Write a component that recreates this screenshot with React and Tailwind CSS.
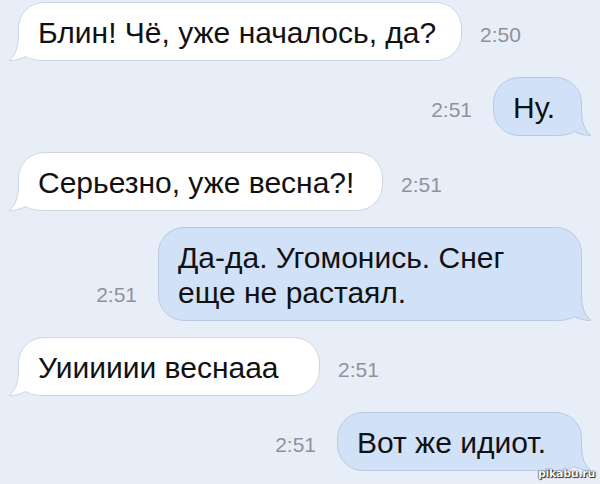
import React from 'react';

const messages = [
  { side: 'left', time: '2:50', w: 'w-[444px]', text: ['Блин! Чё, уже началось, да?'] },
  { side: 'right', time: '2:51', w: 'w-[89px]', text: ['Ну.'] },
  { side: 'left', time: '2:51', w: 'w-[365px]', text: ['Серьезно, уже весна?!'] },
  { side: 'right', time: '2:51', w: 'w-[424px]', text: ['Да-да. Угомонись. Снег', 'еще не растаял.'] },
  { side: 'left', time: '2:51', w: 'w-[302px]', text: ['Уииииии веснааа'] },
  { side: 'right', time: '2:51', w: 'w-[245px]', text: ['Вот же идиот.'] },
];

function Tail({ blue }) {
  const fill = blue ? '#d0e1f8' : '#ffffff';
  const stroke = blue ? '#b9cae0' : '#cfd6e0';
  return (
    <svg
      width="50"
      height="34"
      viewBox="0 0 50 34"
      className={blue ? 'absolute bottom-[-1px] right-[-11px] -scale-x-100' : 'absolute bottom-[-1px] left-[-11px]'}
    >
      <path
        d="M10.5 2 L10.5 6 C10.5 20 8 28 1 33.5 C7 33.5 13 32 18 29.5 C22 32.5 28 33.5 36 33.5 L48 33.5 L48 2 Z"
        fill={fill}
      />
      <path
        d="M10.5 2 L10.5 6 C10.5 20 8 28 1 33.5 C7 33.5 13 32 18 29.5 C22 32.5 28 33.5 36 33.5 L48 33.5"
        fill="none"
        stroke={stroke}
        strokeWidth="1"
      />
    </svg>
  );
}

function Time({ value, side }) {
  return (
    <span
      className={`pb-[16px] text-[21px] leading-none text-[#8e939b] ${side === 'left' ? 'ml-[18px]' : 'mr-[21px]'}`}
    >
      {value}
    </span>
  );
}

function Bubble({ side, lines, w }) {
  const blue = side === 'right';
  return (
    <div
      className={`relative shrink-0 rounded-[26px] border pt-[12px] pb-[10px] pl-[19px] text-[30px] leading-[35px] text-[#111] ${w} ${
        blue ? 'border-[#b9cae0] bg-[#d0e1f8]' : 'border-[#cfd6e0] bg-white'
      }`}
    >
      <Tail blue={blue} />
      <span className="relative z-10 block whitespace-nowrap">
        {lines.map((l, i) => (
          <span key={i} className="block">{l}</span>
        ))}
      </span>
    </div>
  );
}

export default function App() {
  return (
    <div className="relative flex h-[484px] w-[600px] flex-col gap-4 overflow-hidden bg-[#e8eef8] px-[18px] pt-[2px] font-['Liberation_Sans',Arial,sans-serif]">
      {messages.map((m, i) =>
        m.side === 'left' ? (
          <div key={i} className="flex items-end">
            <Bubble side="left" lines={m.text} w={m.w} />
            <Time value={m.time} side="left" />
          </div>
        ) : (
          <div key={i} className="flex items-end justify-end">
            <Time value={m.time} side="right" />
            <Bubble side="right" lines={m.text} w={m.w} />
          </div>
        )
      )}

      <span className="absolute bottom-[5px] right-[5px] font-['DejaVu_Sans',sans-serif] text-[11px] font-bold leading-none tracking-tight text-white [text-shadow:0_0_1px_#000,0_0_1px_#000,1px_1px_1px_#333]">
        pikabu.ru
      </span>
    </div>
  );
}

-------------------------

#### Exercise description
Leave out the pictures and restate everything else word for word.

#### Exercise solution
Write a component that recreates this screenshot with React and Tailwind CSS.
import React from 'react';

const messages = [
  { side: 'left', time: '2:50', w: 'w-[444px]', text: ['Блин! Чё, уже началось, да?'] },
  { side: 'right', time: '2:51', w: 'w-[89px]', text: ['Ну.'] },
  { side: 'left', time: '2:51', w: 'w-[365px]', text: ['Серьезно, уже весна?!'] },
  { side: 'right', time: '2:51', w: 'w-[424px]', text: ['Да-да. Угомонись. Снег', 'еще не растаял.'] },
  { side: 'left', time: '2:51', w: 'w-[302px]', text: ['Уииииии веснааа'] },
  { side: 'right', time: '2:51', w: 'w-[245px]', text: ['Вот же идиот.'] },
];

function Tail({ blue }) {
  const fill = blue ? '#d0e1f8' : '#ffffff';
  const stroke = blue ? '#b9cae0' : '#cfd6e0';
  return (
    <svg
      width="50"
      height="34"
      viewBox="0 0 50 34"
      className={blue ? 'absolute bottom-[-1px] right-[-11px] -scale-x-100' : 'absolute bottom-[-1px] left-[-11px]'}
    >
      <path
        d="M10.5 2 L10.5 6 C10.5 20 8 28 1 33.5 C7 33.5 13 32 18 29.5 C22 32.5 28 33.5 36 33.5 L48 33.5 L48 2 Z"
        fill={fill}
      />
      <path
        d="M10.5 2 L10.5 6 C10.5 20 8 28 1 33.5 C7 33.5 13 32 18 29.5 C22 32.5 28 33.5 36 33.5 L48 33.5"
        fill="none"
        stroke={stroke}
        strokeWidth="1"
      />
    </svg>
  );
}

function Time({ value, side }) {
  return (
    <span
      className={`pb-[16px] text-[21px] leading-none text-[#8e939b] ${side === 'left' ? 'ml-[18px]' : 'mr-[21px]'}`}
    >
      {value}
    </span>
  );
}

function Bubble({ side, lines, w }) {
  const blue = side === 'right';
  return (
    <div
      className={`relative shrink-0 rounded-[26px] border pt-[12px] pb-[10px] pl-[19px] text-[30px] leading-[35px] text-[#111] ${w} ${
        blue ? 'border-[#b9cae0] bg-[#d0e1f8]' : 'border-[#cfd6e0] bg-white'
      }`}
    >
      <Tail blue={blue} />
      <span className="relative z-10 block whitespace-nowrap">
        {lines.map((l, i) => (
          <span key={i} className="block">{l}</span>
        ))}
      </span>
    </div>
  );
}

export default function App() {
  return (
    <div className="relative flex h-[484px] w-[600px] flex-col gap-4 overflow-hidden bg-[#e8eef8] px-[18px] pt-[2px] font-['Liberation_Sans',Arial,sans-serif]">
      {messages.map((m, i) =>
        m.side === 'left' ? (
          <div key={i} className="flex items-end">
            <Bubble side="left" lines={m.text} w={m.w} />
            <Time value={m.time} side="left" />
          </div>
        ) : (
          <div key={i} className="flex items-end justify-end">
            <Time value={m.time} side="right" />
            <Bubble side="right" lines={m.text} w={m.w} />
          </div>
        )
      )}

      <span className="absolute bottom-[5px] right-[5px] font-['DejaVu_Sans',sans-serif] text-[11px] font-bold leading-none tracking-tight text-white [text-shadow:0_0_1px_#000,0_0_1px_#000,1px_1px_1px_#333]">
        pikabu.ru
      </span>
    </div>
  );
}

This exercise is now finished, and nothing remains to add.